Nel leggere il volume che Mario Dal Bello dedica a questo pittore originalissimo e visionario, capace di precorrere i tempi come pochi altri nella storia dell’arte, si comprende come l’autore non si sia limitato a studiare le opere a tavolino, ma abbia seguito concretamente le sue orme, con pazienza e passione smisurata. Era già accaduto con il libro su Lorenzo Lotto, frutto di pellegrinaggi infiniti nelle terre che lo videro maggiormente attivo, accade di nuovo ora. Merito della Libreria Editrice Vaticana, che ha creduto in questo progetto giunto ormai al suo quinto capitolo. Un’operazione importante in particolar modo perché avviene a quattrocento anni dalla scomparsa dell’artista, ricorrenza che pochi hanno celebrato nel nostro Paese.
El Greco, ovverosia Doménikos Theotokópoulos (1541 – 1614), pittore poco apprezzato in vita e misconosciuto dopo la sua morte, proprio in virtù di una “maniera” strana e stravagante, incomprensibile per la gran parte dei suoi contemporanei. Il soggiorno veneto lascia tracce nel suo lavoro, riconoscibili ad esempio nella Maddalena penitente oggi a Budapest. A Roma non può ignorare la lezione di Michelangelo, verso il quale proverà un sentimento misto di rifiuto e ammirazione. Retaggi del grande maestro, mescolati insieme a suggestioni manieriste, appaiono ad esempio nella Trinità della chiesa di Santo Domingo el Antiguo, opera comunque caratterizzata da un senso epifanico del tutto personale. E’ inoltre sorprendente notare come il suo stile appaia totalmente immune dall’influsso caravaggesco, all’epoca dominante.

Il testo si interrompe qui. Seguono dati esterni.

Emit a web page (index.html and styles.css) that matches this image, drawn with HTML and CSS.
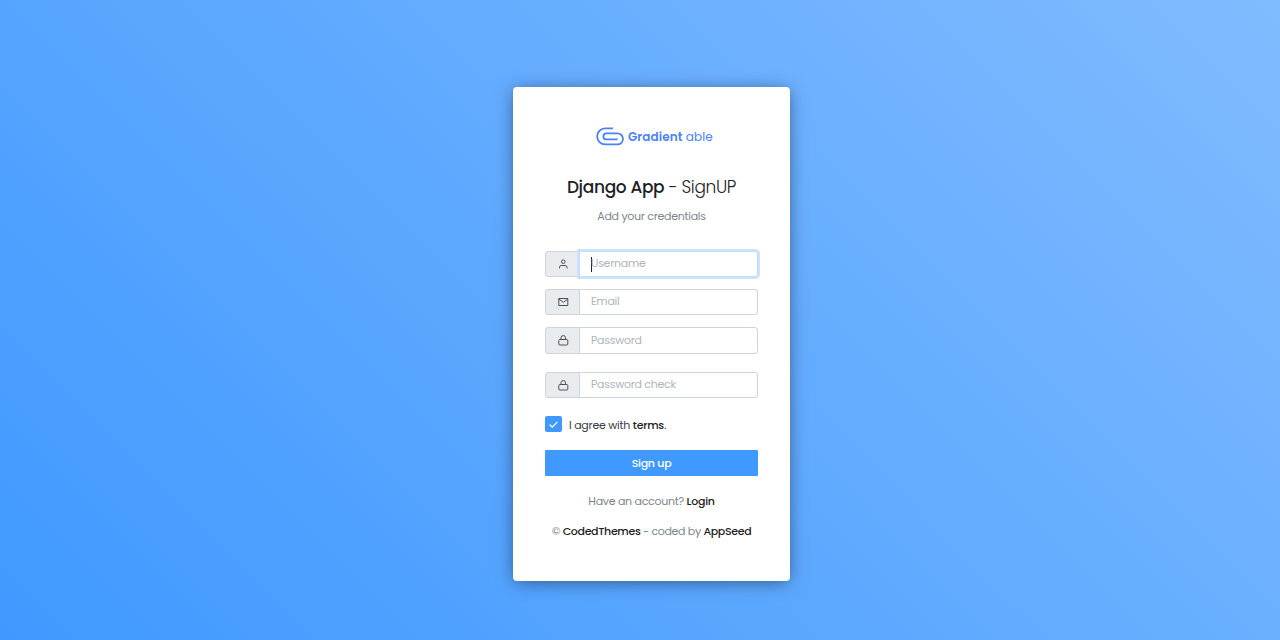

In realtà El Greco riesce nell’arduo compito di conservare intatta la propria peculiare individualità. Come scrive Dal Bello, una volta giunto in Spagna «si libera da ogni influenza, o l’assorbe in uno stile ormai del tutto personale». La Spogliazione di Cristo ad esempio trasfigura ogni traccia del passato in una composizione totalmente nuova. Il tempo sembra arrestarsi, lo spazio si chiude e si affolla di figure, rinunciando a qualsiasi fuga prospettica. Il movimento è tutto nel colore, in particolare il rosso indimenticabile della tunica del Cristo, a formare una sinfonia cromatica di grande presa emotiva. El Greco è un grande creatore di colori, e quest’opera lo dimostra pienamente.
Toledo, dove si trasferisce nel 1577, diviene ai suoi occhi il palcoscenico ideale per allestire le sue visioni. Nella Sepoltura del Signore di Orgaz, forse la sua opera più nota, «il divino e l’umano, il tempo e il fuori-tempo si toccano, creando in noi qualcosa che è insieme spasimo e contemplazione», scrive ancora Dal Bello. La sua creatività è innovativa e sconvolgente. Sul finire degli anni Novanta l’autore registra «una sorta di accelerazione emotiva ove la struttura diventa neo-bizantina, il colore tendente all’astrazione, le fisionomie fibrillano sotto un lume in palpitazione continua».
Dal Bello segue l’evoluzione dell’artista, e pare egli stesso stupito delle cromie originalissime e degli spazi irreali che questi trasferisce sulla tela. Il libro ha il pregio di presentare un’impaginazione molto agile, per cui il lettore apprende i temi principi della pittura di El Greco, osservandone man mano i dipinti più rappresentativi, ai quali vengono dedicate vere e proprie schede. La scrittura dell’autore è sempre coinvolgente, prodiga di quegli accostamenti che solo uno studioso padrone della materia può fare. Pensiamo al Laocoonte, paragonato per temperatura drammatica al Supplizio di Marsia del vecchio Tiziano. L’unico dipinto mitologico dell’artista, un quadro che guarda avanti ai secoli futuri.
Pensiamo ancora all’intuizione che gli permette di accostare Il matrimonio della Vergine, opera densa di poesia, alla Presentazione al tempio del Lotto conservata a Loreto. Due lavori senili, accomunati da un medesimo clima interiore, originalissimi nel loro eludere qualsiasi canone codificato, mostrando figure sfuggenti e forme che paiono dissolversi nell’aria.
«El Greco rimane inimitabile nel suo surrealismo spirituale, compreso solo a partire dal XX secolo», scrive Dal Bello individuando la solitudine di questo artista. La sua grande forza risiede nella rivelazione della luce che «svela le cose visibili e le invisibili, mostrandone l’anima».